2012-04-13 Thread Scott Kitterman
On Friday, April 13, 2012 08:37:26 AM Sandro Tosi wrote:
 On Thu, Apr 12, 2012 at 23:35, Scott Kitterman deb...@kitterman.com wrote:
  On Thursday, April 12, 2012 11:04:33 PM Sandro Tosi wrote:
  On Thu, Apr 12, 2012 at 22:50, Scott Kitterman deb...@kitterman.com 
wrote:
   On Thursday, April 12, 2012 10:20:04 PM Sandro Tosi wrote:
   To give a (fresh) example and what I meant above, you can try to
   answer this provocative question: Why Ubuntu has Python 2.7.3 since
   more than 2 days (even before it was publicly announced) while Debian
   is still stuck with a RC, FingTBFS on 4 archs version?
   
   Probably because Ubuntu is a day before final freeze for a release.  I
   virtually always upload stuff to Debian first where I'm the Debian
   maintainer for a package, but there are legitimate reasons why in some
   cases that's not the best way to go about it.
  
  exactly my point as in that usually means there are different priorities
  when working for Debian over Ubuntu
  
   We all get busy with $DAYJOB every now and then and that's OK.
  
  funny how in this case the dayjob overlaps the hobby, so I guess one
  could have achieved the best for both distro with minimal effort (as
  the changelog for previous syncs suggest) but decided to just go with
  one only.
  
  It's not that simple.  Depending on the timing of various processes in
  Debian/Ubuntu there can be a substantial (as much as a day) delay from
  Debian upload to when a package can be synced into Ubuntu.  When you're
  only two or three days from a freeze, that can be unacceptable.
 
 I see; another point for having Debian maintainers whose main interest
 is making Debian the best distro.

That or people in Debian with just a slight bit of perspective that it's not 
the only thing that matters.  There are good and valid reasons to upload to 
Ubuntu first.  There are times when people get busy with work.  There are also 
times when the only 'solution' available is a short term hack that's needed 
for Ubuntu's time based release schedule that isn't appropriate to Debian's 
approach of doing things right and releasing when ready.

I'm not saying that there have never been delays that weren't ideal, but I 
think in this case you're trying to make a point out of a small matter.

  FWIW, I saw him discussing it on #debian-release at least briefly today.
 
 well, he was asked (sorry, I don't have that line of log here) when
 python will start building again, and the only reply was
 
 doko jcristau, sure, just disabling the tests ... but please ask
 port maintainers as well.

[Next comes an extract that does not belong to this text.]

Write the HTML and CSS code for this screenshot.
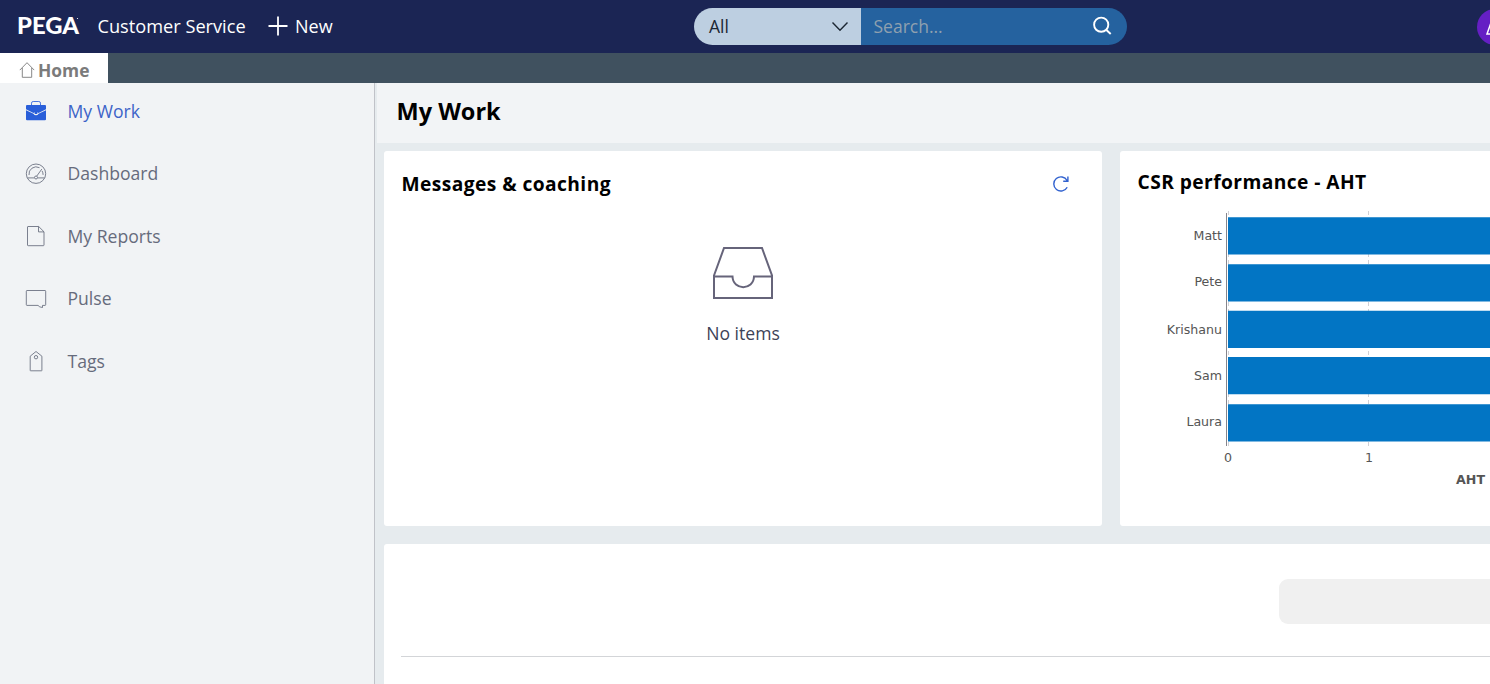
FILE: index.html
```html
<!DOCTYPE html>
<html lang="en">
<head>
<meta charset="utf-8">
<title>My Work</title>
<link rel="stylesheet" href="styles.css">
</head>
<body>
<header class="topbar">
  <svg class="logo" width="64" height="30" viewBox="0 0 64 30"><text x="-1" y="23" textLength="62" lengthAdjust="spacingAndGlyphs">PEGA</text><circle cx="59.500" cy="7.500" r=".6"/></svg>
  <span class="app-name">Customer Service</span>
  <button class="new-btn" type="button">
    <svg width="20" height="20" viewBox="0 0 20 20"><path d="M10 .5v19M.5 10h19"/></svg>
    <span>New</span>
  </button>
  <div class="search">
    <div class="scope"><span>All</span>
      <svg width="18" height="12" viewBox="0 0 18 12"><path d="M1.500 1.500 9 9.300l7.500-7.800"/></svg>
    </div>
    <div class="query"><span>Search...</span>
      <svg width="20" height="20" viewBox="0 0 20 20"><circle cx="9.200" cy="8.700" r="7.100"/><path d="m14.400 14 4.300 4"/></svg>
    </div>
  </div>
  <div class="avatar"><svg width="36" height="36" viewBox="0 0 36 36"><path d="M15 11 10 25h5"/></svg></div>
</header>
<div class="tabs">
  <div class="tab">
    <svg width="16" height="17" viewBox="0 0 16 17"><path d="M.8 8.100 8 .7l7.200 7.400M3.300 6v9.300h9.400V6"/></svg>
    <span>Home</span>
  </div>
</div>
<div class="body">
  <nav class="side">
    <a class="item active"><svg width="22" height="22" viewBox="0 0 22 22"><path class="line" d="M6.500 5V3.200Q6.500 1.500 8.200 1.500h5.600q1.700 0 1.700 1.700V5"/><path class="solid" d="M1 6q0-1 1-1h18q1 0 1 1v3.300l-7.400 3.600Q13 12.200 11 12.200T8.400 12.900L1 9.300zM1 10.200l7.500 3.600q.8 1.500 2.500 1.500t2.500-1.500l7.500-3.600V19.300q0 1-1 1H2q-1 0-1-1z"/><path class="solid" d="M9.700 12h2.600v2H9.700z"/></svg><span>My Work</span></a>
    <a class="item"><svg width="22" height="22" viewBox="0 0 22 22"><circle cx="11" cy="11.700" r="9.700"/><path d="M2.300 15.900h7M12.700 15.900h7M4 13a7.200 7.200 0 0 1 10.500-7.300M17.100 8.900q1 1.800 1 4M11.800 14l5-6.900"/><circle cx="11" cy="15.500" r="1.500"/></svg><span>Dashboard</span></a>
    <a class="item"><svg width="22" height="22" viewBox="0 0 22 22"><path d="M3 1.500h10.700l5.300 5.300V20q0 .7-.7.700H3.200q-.7 0-.7-.7V2q0-.5.500-.5zM13.500 1.500v5.400H19"/></svg><span>My Reports</span></a>
    <a class="item"><svg width="22" height="22" viewBox="0 0 22 22"><path d="M2 3.500h18q.7 0 .7.700v13.500q0 .7-.7.700h-2.500V20.500q-3.200-.2-4.500-2.100H2q-.7 0-.7-.7V4.200Q1.300 3.500 2 3.500z"/></svg><span>Pulse</span></a>
    <a class="item"><svg width="22" height="22" viewBox="0 0 22 22"><path d="M11 1.500 16.900 6.200v14.300q0 .3-.3.300H5.600q-.4 0-.4-.3V6.200z"/><circle cx="11" cy="7.200" r="1.700"/></svg><span>Tags</span></a>
  </nav>
  <main class="main">
    <div class="page-head"><h1>My Work</h1></div>
    <div class="cards">
      <section class="card messages">
        <div class="card-head"><h2>Messages &amp; coaching</h2>
          <svg width="18" height="18" viewBox="0 0 18 18"><path d="M15.200 12.200A7.100 7.100 0 1 1 15.100 5.500M15.900 1.600v4.700h-4.700"/></svg>
        </div>
        <div class="empty">
          <svg width="62" height="54" viewBox="0 0 62 54"><path d="M2 29.500 12 2h38l10 27.500V52H2zM2 30.500h18.500c.5 14.300 21 14.300 21.500 0h18"/></svg>
          <span>No items</span>
        </div>
      </section>
      <section class="card perf">
        <h2>CSR performance - AHT</h2>
        <svg class="chart" width="370" height="290" viewBox="0 0 370 290">
          <path class="grid" d="M248.500 0v235M108.500 0v235"/>
          <path class="axis" d="M106.500 2v233"/>
          <g class="bars"><path d="M108 6.300h262v37.300H108zM108 53.300h262v37.300H108zM108 99.700h262v37.300H108zM108 146h262v37.300H108zM108 193.200h262v37.300H108z"/></g>
          <g class="labels">
            <text x="102" y="29">Matt</text><text x="102" y="75">Pete</text><text x="102" y="123">Krishanu</text><text x="102" y="169">Sam</text><text x="102" y="215">Laura</text>
            <text x="112" y="251">0</text><text x="253" y="251">1</text>
            <text class="title" x="365" y="273">AHT</text>
          </g>
        </svg>
      </section>
    </div>
    <section class="card lower"><div class="field"></div></section>
  </main>
</div>
</body>
</html>
```

FILE: styles.css
```css
* { box-sizing: border-box; }
body { margin: 0; width: 1490px; height: 684px; overflow: hidden; display: flex; flex-direction: column; font: 18px/24px "Open Sans", sans-serif; color: #000; }
svg { display: block; flex: none; fill: none; stroke: currentColor; }
h1, h2 { margin: 0; }

.topbar { height: 53px; flex: none; display: flex; align-items: center; background: #1b2554; color: #fff; padding-left: 18px; overflow: hidden; }
.topbar > * { flex: none; }
.topbar span { margin-top: -2px; }
.logo { fill: #fff; stroke: none; margin-top: -1px; overflow: visible; }
.logo text { font: 900 23px Lato, sans-serif; }
.topbar .app-name { width: 149px; margin-left: 15.500px; white-space: nowrap; font-size: 18.200px; }
.new-btn { display: flex; align-items: center; gap: 7px; width: 66px; margin-left: 21.500px; padding: 0; border: 0; background: none; color: #fff; font: inherit; font-size: 18px; }
.new-btn svg { stroke-width: 1.8; margin-top: -2px; }
.search { display: flex; width: 433px; height: 37px; margin-left: 360px; border-radius: 19px; overflow: hidden; }
.scope { width: 167px; display: flex; align-items: center; justify-content: space-between; padding: 0 12px 0 15px; background: #bdcfe1; color: #1c2733; font-size: 17.500px; }
.scope svg { stroke-width: 1.4; }
.query { flex: 1; display: flex; align-items: center; justify-content: space-between; padding: 0 15px 0 12.500px; background: #25629f; color: #8fa0af; font-size: 17.500px; }
.query svg { color: #fff; stroke-width: 1.9; margin-top: -2px; }
.avatar { width: 36px; height: 36px; margin-left: 350px; border-radius: 50%; background: #651fc4; }
.avatar svg { stroke-width: 1.5; }

.tabs { height: 30px; flex: none; background: #40515f; }
.tab { width: 108px; height: 30px; padding: 4px 0 0 18.500px; display: flex; align-items: center; gap: 3.500px; background: #fff; color: #7b7b7b; font-size: 17.400px; font-weight: 700; }
.tab svg { stroke-width: .9; }

.body { flex: 1; min-height: 0; display: flex; }
.side { width: 375px; flex: none; padding: 15.500px 0 0 25px; display: flex; flex-direction: column; gap: 38.500px; background: #f1f3f5; border-right: 1px solid #c0c2c8; }
.item { display: flex; align-items: center; gap: 20.500px; height: 24px; color: #666b7c; font-size: 17.600px; white-space: nowrap; }
.item svg { stroke-width: .85; }
.item.active { color: #295ed9; }
.item.active span { color: #3d63c8; }
.solid { fill: currentColor; stroke: none; }

.main { flex: 1; min-width: 0; overflow: hidden; padding-left: 2px; background: #e6ebee; }
.page-head { height: 60px; padding: 12px 0 0 19.500px; background: #f2f4f6; }
h1 { font-size: 23.500px; line-height: 32px; font-weight: 700; }
h2 { font-size: 19.200px; line-height: 26px; font-weight: 700; letter-spacing: .43px; white-space: nowrap; }
.cards { display: flex; gap: 18px; padding: 8px 0 18px 7px; }
.card { background: #fff; border-radius: 3px; }
.messages { width: 718px; height: 375px; flex: none; padding: 20px 32px 0 17.500px; }
.card-head { display: flex; align-items: center; justify-content: space-between; }
.card-head svg { color: #3162cf; stroke-width: 1.4; }
.empty { display: flex; flex-direction: column; align-items: center; gap: 21px; margin: 49px -14.500px 0 0; color: #3d4357; font-size: 17.600px; }
.empty svg { color: #66647a; stroke-width: 2; }
.perf { width: 718px; height: 375px; flex: none; padding: 18px 0 0; }
.perf h2 { padding-left: 17.500px; }
.chart { margin-top: 16px; stroke: none; }
.grid { stroke: #d0d0d5; stroke-dasharray: 4 3; }
.axis { stroke: #85858c; }
.bars { fill: #0275c4; }
.labels { fill: #555; font: 12.600px "DejaVu Sans", sans-serif; text-anchor: end; }
.title { font-weight: 700; }
.lower { margin-left: 7px; padding: 35px 0 0 17px; height: 200px; width: 1454px; }
.field { height: 78px; border-bottom: 1px solid #d3d5d8; }
.field::before { content: ""; display: block; margin-left: 878px; height: 45px; border-radius: 9px; background: #f0f0f0; }
```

I now got some feedback from kfreebsd
 porters
 
 (still on the line of
 http://packages.qa.debian.org/p/python2.7/news/20120405T171854Z.html
 where FTBFS are delegated to porters but without notifying them
 first)
 
 but he was also pointed out that:
 
 pinotree doko: i guess the one to ask, as maintainer of said source,
 should be you
 
 then nothing else; not exactly a discussion, but oh well
 
  BTW, it is just this kind of nitpicking that I think would make a
  *defaults
  team with doko and an interpreter team with you problematic.

Yes.  It wasn't a great interaction and the package should be fixed, but it's 
also not quite the same thing as ignoring Debian.  

 non sequitur: it doesn't show how python*-default - pythonX.Y
 interactions would be problematic, only that, IMO, pythonX.Y is poorly
 maintained in Debian, since nothing has changed on that side.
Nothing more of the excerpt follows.